C’è la logica matematica, c’è la logica politica. E poi c’è logica di Matteo Renzi. La quale recita: “Se lui dice a, significa anche b”, spiega al Foglio Giuseppe Civati, da buon professore di centrosinistra. Cento dirigenti di Iv (la sottoscrizione è stata promossa da Filippo Campiotti, presidente di Iv Milano) hanno già chiesto a Renzi di indire un congresso per decidere “la linea politica del partito”. Per Raffaella Paita è “segno di vitalità”. Civati, per lei, che segno è? “Per quanto resti ideologicamente lontanissimo da me”, la premessa del fondatore di Possibile, “va riconosciuto che Renzi in questo è il numero uno: esce malconcio dalle europee, vede arrivare Piersilvio fra i moderati. E allora cosa fa? Prende palla e smista assist”. Per Elly Schlein, gol annullato alla Partita del cuore – ma ancora al vaglio del Var di un ipotetico campo largo. “Insomma. In un colpo solo ha messo in crisi governo e opposizione. Da ennesima profezia che si autoavvera: Papeete, Conte bis. Ora c’è una nuova fase di fermento in area riformista, la pluralità è tornata di moda e – anche per scarsità altrui – le carte le smista Renzi. Ma ripeto: mentre indica una strada, sa tenersi aperta anche quella esattamente contraria.
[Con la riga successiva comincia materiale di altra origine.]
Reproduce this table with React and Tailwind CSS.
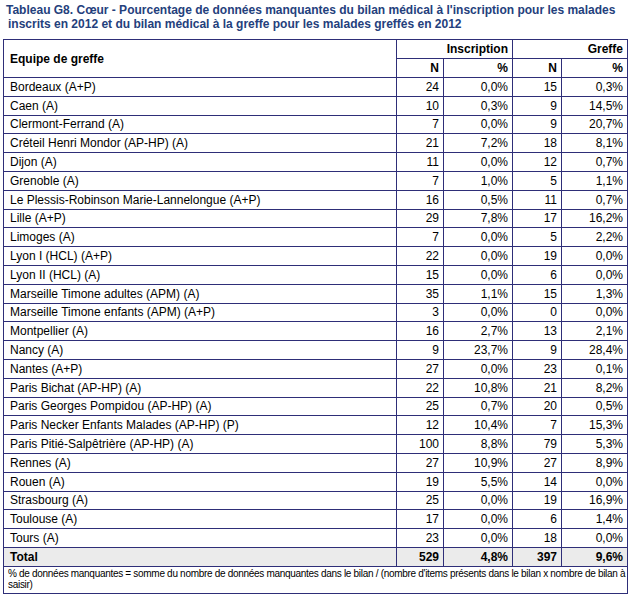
import React from 'react';

const rows = [
    ['Bordeaux (A+P)', '24', '0,0%', '15', '0,3%'],
    ['Caen (A)', '10', '0,3%', '9', '14,5%'],
    ['Clermont-Ferrand (A)', '7', '0,0%', '9', '20,7%'],
    ['Créteil Henri Mondor (AP-HP) (A)', '21', '7,2%', '18', '8,1%'],
    ['Dijon (A)', '11', '0,0%', '12', '0,7%'],
    ['Grenoble (A)', '7', '1,0%', '5', '1,1%'],
    ['Le Plessis-Robinson Marie-Lannelongue (A+P)', '16', '0,5%', '11', '0,7%'],
    ['Lille (A+P)', '29', '7,8%', '17', '16,2%'],
    ['Limoges (A)', '7', '0,0%', '5', '2,2%'],
    ['Lyon I (HCL) (A+P)', '22', '0,0%', '19', '0,0%'],
    ['Lyon II (HCL) (A)', '15', '0,0%', '6', '0,0%'],
    ['Marseille Timone adultes (APM) (A)', '35', '1,1%', '15', '1,3%'],
    ['Marseille Timone enfants (APM) (A+P)', '3', '0,0%', '0', '0,0%'],
    ['Montpellier (A)', '16', '2,7%', '13', '2,1%'],
    ['Nancy (A)', '9', '23,7%', '9', '28,4%'],
    ['Nantes (A+P)', '27', '0,0%', '23', '0,1%'],
    ['Paris Bichat (AP-HP) (A)', '22', '10,8%', '21', '8,2%'],
    ['Paris Georges Pompidou (AP-HP) (A)', '25', '0,7%', '20', '0,5%'],
    ['Paris Necker Enfants Malades (AP-HP) (P)', '12', '10,4%', '7', '15,3%'],
    ['Paris Pitié-Salpêtrière (AP-HP) (A)', '100', '8,8%', '79', '5,3%'],
    ['Rennes (A)', '27', '10,9%', '27', '8,9%'],
    ['Rouen (A)', '19', '5,5%', '14', '0,0%'],
    ['Strasbourg (A)', '25', '0,0%', '19', '16,9%'],
    ['Toulouse (A)', '17', '0,0%', '6', '1,4%'],
    ['Tours (A)', '23', '0,0%', '18', '0,0%'],
];

const cell = 'border border-[#2e2e78] px-[4px] py-0 leading-[14px]';

export default function App() {
    return (
        <div className="bg-white w-[634px] h-[596px] font-['Liberation_Sans',Arial,sans-serif] text-[12px] text-black">
            {/* Title */}
            <div className="pt-[3px] pl-[6px] font-bold text-[12px] leading-[14px] text-[#24407c]">
                Tableau G8. Cœur - Pourcentage de données manquantes du bilan médical à l'inscription pour les malades
                <br />
                <span className="pl-[2px]">inscrits en 2012 et du bilan médical à la greffe pour les malades greffés en 2012</span>
            </div>

            {/* Table */}
            <table className="mt-[8px] ml-[3px] w-[624px] table-fixed border-collapse">
                <colgroup>
                    <col className="w-[393px]" />
                    <col className="w-[47px]" />
                    <col className="w-[69px]" />
                    <col className="w-[49px]" />
                    <col className="w-[66px]" />
                </colgroup>
                <thead>
                    <tr className="h-[19px]">
                        <th rowSpan={2} className={`${cell} pl-[6px] text-left font-bold`}>Equipe de greffe</th>
                        <th colSpan={2} className={`${cell} text-right font-bold`}>Inscription</th>
                        <th colSpan={2} className={`${cell} text-right font-bold`}>Greffe</th>
                    </tr>
                    <tr className="h-[19px]">
                        <th className={`${cell} text-right font-bold`}>N</th>
                        <th className={`${cell} text-right font-bold`}>%</th>
                        <th className={`${cell} text-right font-bold`}>N</th>
                        <th className={`${cell} text-right font-bold`}>%</th>
                    </tr>
                </thead>
                <tbody>
                    {rows.map(r => (
                        <tr key={r[0]} className="h-[18.8px]">
                            <td className={`${cell} pl-[6px] text-left`}>{r[0]}</td>
                            <td className={`${cell} text-right`}>{r[1]}</td>
                            <td className={`${cell} text-right`}>{r[2]}</td>
                            <td className={`${cell} text-right`}>{r[3]}</td>
                            <td className={`${cell} text-right`}>{r[4]}</td>
                        </tr>
                    ))}
                    <tr className="h-[19px] bg-[#ebebeb] font-bold">
                        <td className={`${cell} pl-[6px] text-left`}>Total</td>
                        <td className={`${cell} text-right`}>529</td>
                        <td className={`${cell} text-right`}>4,8%</td>
                        <td className={`${cell} text-right`}>397</td>
                        <td className={`${cell} text-right`}>9,6%</td>
                    </tr>
                    <tr>
                        <td colSpan={5} className="border border-[#2e2e78] px-[4px] pt-[1px] pb-[3px] text-[10px] leading-[11px] tracking-[-0.3px] whitespace-nowrap">
                            % de données manquantes = somme du nombre de données manquantes dans le bilan / (nombre d'items présents dans le bilan x nombre de bilan à
                            <br />
                            saisir)
                        </td>
                    </tr>
                </tbody>
            </table>
        </div>
    );
}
Come solo lui sa fare”.

  

Civati ne parla con disincanto, “da tecnico del renzismo, mio malgrado”. Primarie del Pd, anno 2013. Poi il primo ribaltone di governo. “Letta se lo ricorda bene. E me lo ricordo bene anch’io”, sorride Pippo. “Fatta la Leopolda andò da Berlusconi: mai avrei detto. Vinto il congresso ottenne subito Palazzo Chigi senza passare per le elezioni: mai avrei immaginato. Lo stesso Letta, fino all’ultimo giorno non ci voleva credere. Matteo ci aveva dato tutte le garanzie del caso. Tutte”. Invece Letta a casa e Renzi premier. “Passò alla storia quell’Enrico stai sereno. Ecco. Oggi mi sentirei di dire: Elly, stai attenta”.

 

Eppure Civati non ritiene di conoscerlo più, il leader di Italia viva. “Di quale Renzi stiamo parlando? Io l’ho incontrato soltanto durante il suo ‘Periodo blu’. È come Picasso, Renzi”. Rottama e scompone decenni di arte politica, destando scandalo e antipatie. “Non lo vogliono i Cinque stelle, non lo vuole Avs, non lo vogliono pezzi di Pd. La strada è lunga. La discussione riaperta. E se la famiglia Berlusconi scende in campo? E se Conte si sfila dal campo largo? E se la Lega abbandona Vannacci e Salvini e torna a fare la Lega? Tante le variabili in gioco. Anche quelle inscalfibili in apparenza: Meloni da una parte e Schlein dall’altra”. Secondo l’ex deputato, Renzi si trova nella posizione paradossalmente migliore. “Non ha nulla da perdere. Mentre Elly deve tenere insieme un equilibrio complicato. Quell’abbraccio calcistico potrebbe essere ferale oppure un’occasione per ricostruire. Per ora non si sa. E sarà così fino a conti fatti”. Con Renzi di mezzo diventano tutti San Tommaso. “Ah, beh. Andrebbero scomodate molte altre santità”.

  

Un rebus da oltre un decennio. Centrosinistra sotto scacco. Nel frattempo Civati si è serenamente defilato, “ho un bel lavoro con la casa editrice People e tanto mi basta. Mi sento molto extraparlamentare anche perché la situazione socioeconomica si è radicalizzata: mi piacerebbe discuterne come cittadino, parlare di contenuti”. Rimpianti? “Se nel 2018, anziché giocare ai renziani contro gli anti-renziani, avessimo disinnescato questo meccanismo elettorale che favorisce la destra, oggi non avremmo Meloni al governo. M’avessero dato retta…”.

  

Altro cortocircuito: voti alla mano Renzi non conta quasi più nulla. Addirittura, i sondaggi lo riterrebbero una presenza tossica per tutte le altre forze attorno a lui. Eppure continua a contare. “Parli con uno che ha sempre avuto poco consenso”, sorride Civati. “Chi determina il gioco non è necessariamente un accumulatore di voti, ma colui che sfodera l’intuizione giusta”. Il passaggio filtrante. “Il pericolo semmai è che Renzi alla fine detti pure le condizioni: Jobs act, garantismo, liberismo”. Sempre dall’opera omnia del senatore di Rignano: se dichiara “nessun veto”, vuol dire che sta già escogitando quali veti piazzare. “Mi auguro per la sinistra che non sia così. Ma se gli dice male il campo largo, sarà pronto a rioccupare il centro. E intanto su una cosa ha già vinto”. Cioè? “Si dice che non conti: stiamo parlando tutti di lui. È il romanzo dell’estate”. Letto e riletto senza mai arrivare alla fine.